An increase in price of oil drags the consumption expenditure of household holding all the other factors constant. Purchasing power of households gets reduced due to higher energy bill, particularly for heating oil and fuel. The impact of increase in oil price on the inflation can be quantified using consumption and energy inflation equation. A 10% increase in the oil price causes household consumption to reduce by -0.3 percentage points and this in turn impacts GDP by -0.2 percentage points.
Employment in the country is positively impacted due to oil and gas sector activity and this in turn impacts the household’s disposable income. Share drilling development in the country has been a source of creation of dynamic jobs. Any variation to the oil price causes strong reaction in the sectoral employment and the oil price surge on the total employment would nonetheless remain modest (Choi et al. 76).
(Source: Young, Forbes.com)
There are two opposing effects of the increase in oil price on the economy of US when summarizing the transmission channel affects which includes investment effects and consumption effects. The effect results from both the present and past variation in the oil price. In accordance with this approach, since 2010, the US growth sensitivity to increase in oil price have subsided. Also, the consumption effects were partially offset by the investment effect on the sector due to unconventional growth production since 2010. In 2017, the barrel price rebounded that resulted in the fresh investment in oil exploitation where the lower purchasing power of household was countered (Budget.ny.gov). However, the continuous increase in the oil price caused the economy of US to slowdown in 2018 was negative.
In the current scenario, it is expected that oil price could reach level that was not seen since early 2010. Concerns have grown that price of oil would reach as high as $100 per barrel in the coming winter, with the West Texas Intermediate (WTI) oil price in October 2021 rising above $ 80 per barrel. It is because of shifting of the power plants in Asia and Europe to petroleum products in respond to changes in natural and oil gas shortage. Oil price could be pushed to an extraordinarily higher level due to inadequate oil production in countries and OPEC, surge in oil demand combined with the lower level of oil inventories. Inflation in US could be higher for extended period that would drive up the inflation expectation of consumers due to substantial increase in the oil price (“Short-Term Energy Outlook – U.S. Energy Information Administration, eia.ga). Also, increase in oil price is reflected in gasoline retail prices and this might result in the expectation of inflation become embedded in the price and wage setting process. In early 2021, systematic inflationary pressures were created due to the oil price shock. Increase in oil price implies a definite decrease in the real spending by the households, however, impacting the domestic oil production positively (Oil Prices and Outlook – U.S. Energy Information Administration, eiv.ga).

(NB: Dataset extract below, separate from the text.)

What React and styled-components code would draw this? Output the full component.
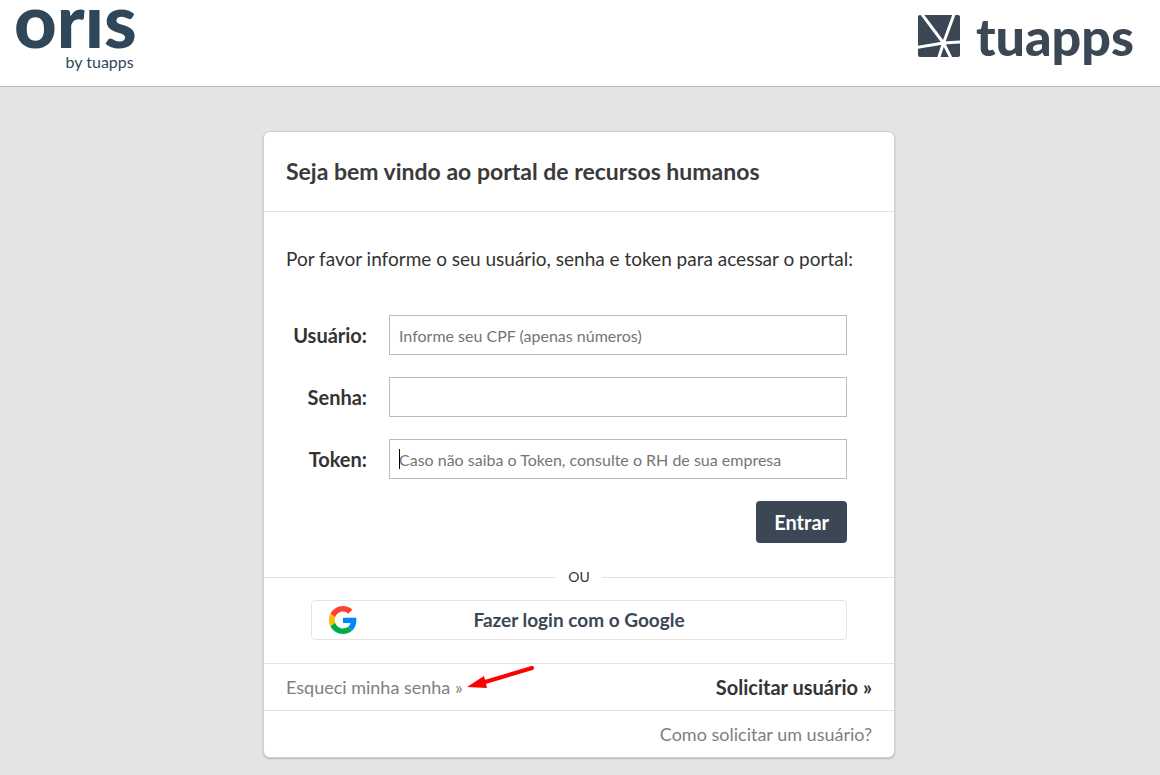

Even during the pandemic, rise in the oil prices was reflected in the inflation expectation of households which the implication that the fluctuation in the price of gasoline in the country lowered inflation expectations temporarily. In the early 2020, the price of oil crashed during the peak Covid, where inflation fell to almost zero due to plummeting of the consumer demand and this has resulted the inflation to move into a different phase. Therefore, from the overall analysis, that the surge in the price of oil has immediate influence on the economy of US.